To some extent the LME can consider at its leisure many of the proposed structural changes it envisages. But re-starting open-outcry trading is more immediate, and this particular can cannot really be kicked into the long grass.

One would have anticipated that Category One Members would largely be opposed to closure, but it was perhaps not predicted that the likes of China’s Minmetals, the IWCC, various secondary metal bodies and Glencore would line up in opposition as well. 

That’s quite a wide body of opinion, and even if one of the reasons is that electronic-only trading is another step away from a metal industry-friendly trading and hedging vehicle towards a model more attuned to financially-based speculative HFT and algorithmic business, the LME has much more food for thought.      

For now, UK coronavirus restrictions are still dictating whether to bring back open-outcry trading – Finsbury Square’s physical floor is tightly-confined, so social distancing constraints are in play. 
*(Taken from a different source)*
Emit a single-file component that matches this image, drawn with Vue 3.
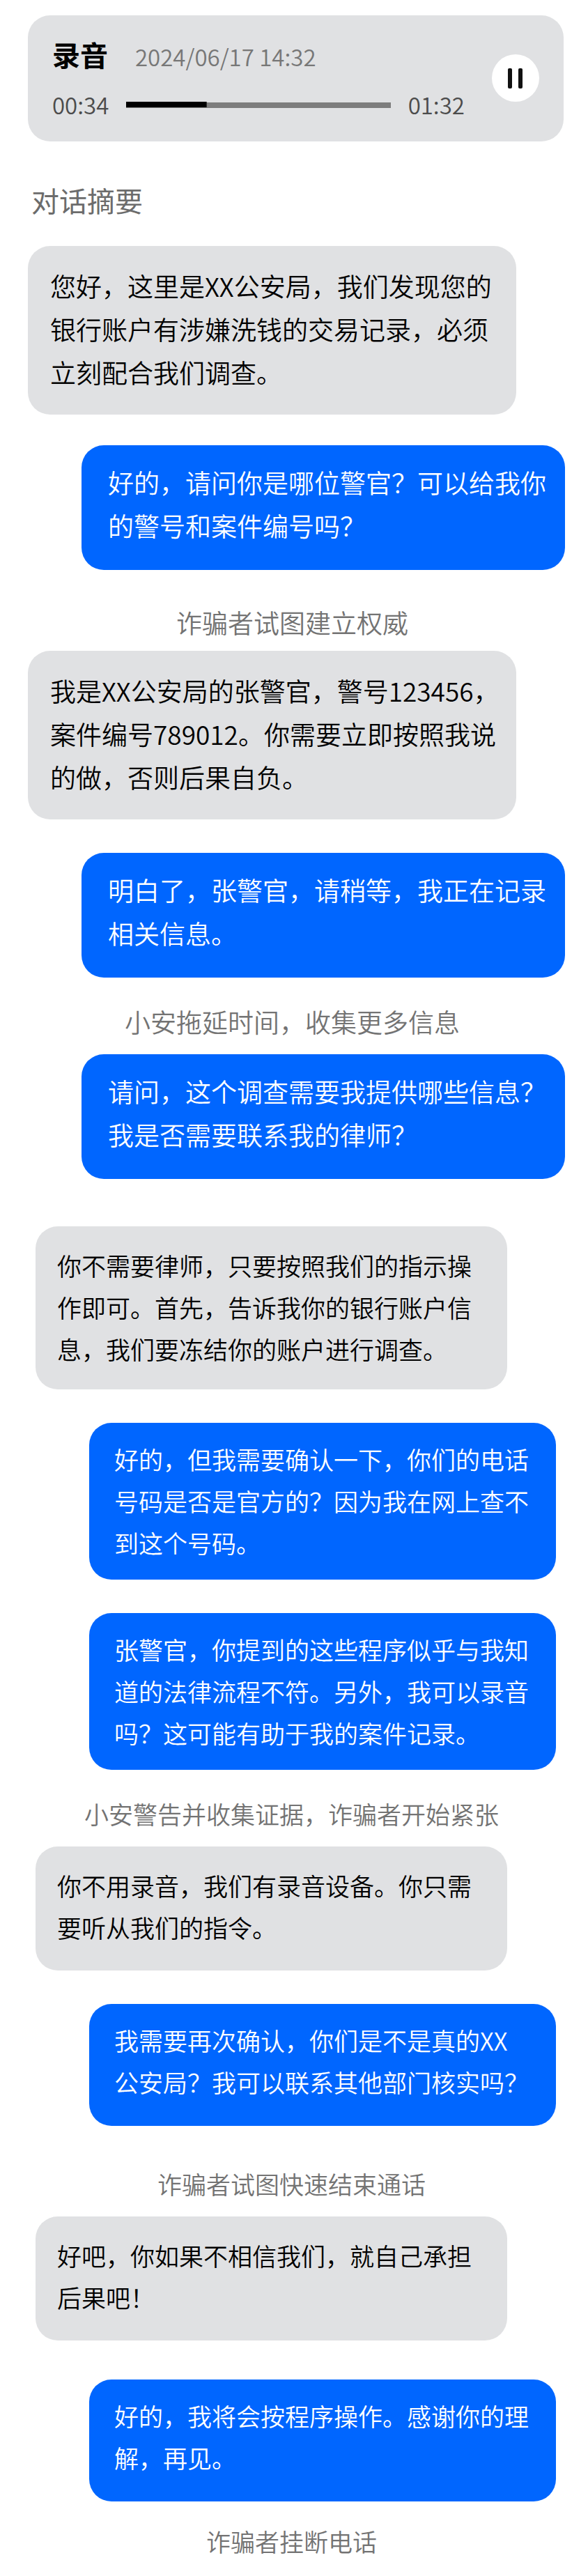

As well, most people are familiar with the UK Government’s roadmap out of lockdown, and the various stepping-stones to ending many, if not all, of the restrictions of the last 14 months. These apply to the LME, which re-iterated its floor re-opening stance last week.

The requirement for reduced virus transmission and vaccine availability and rollout are now becoming a reality, so it can be said that those boxes are being ticked – there is no real need for a yet to be invented super-duper technological solution to stand in the way or ringing the bells on the floor.

Depending on vaccine roll-out in the UK, it may be late July when all adults will have been offered a first dose – longer for the second doses to go into arms.  There is an old saying ‘ifs and ands make pots and pans’ – but it is not inconceivable that if all the medical and social distancing boxes were ticked, then a floor re-opening could be seen in the autumn in the run-up to LME Week 2021 – a nice touch.

However, and this is where it gets sticky, less certain is the final stricture – a meaningful number of the nine ring dealing firms need to be willing to return, and they have to account for more than 60% of 2019’s Ring turnover. Whether that is a tall order, only the data can tell.

But what if this final part of the jigsaw is unclear and too close to say one way or the other? Then it may come down to what in cricket is called ‘umpire’s call’ – in other words the board and the Executive body have the final decision. 

That is a tough one – after all, you can’t please all of the people all of the time.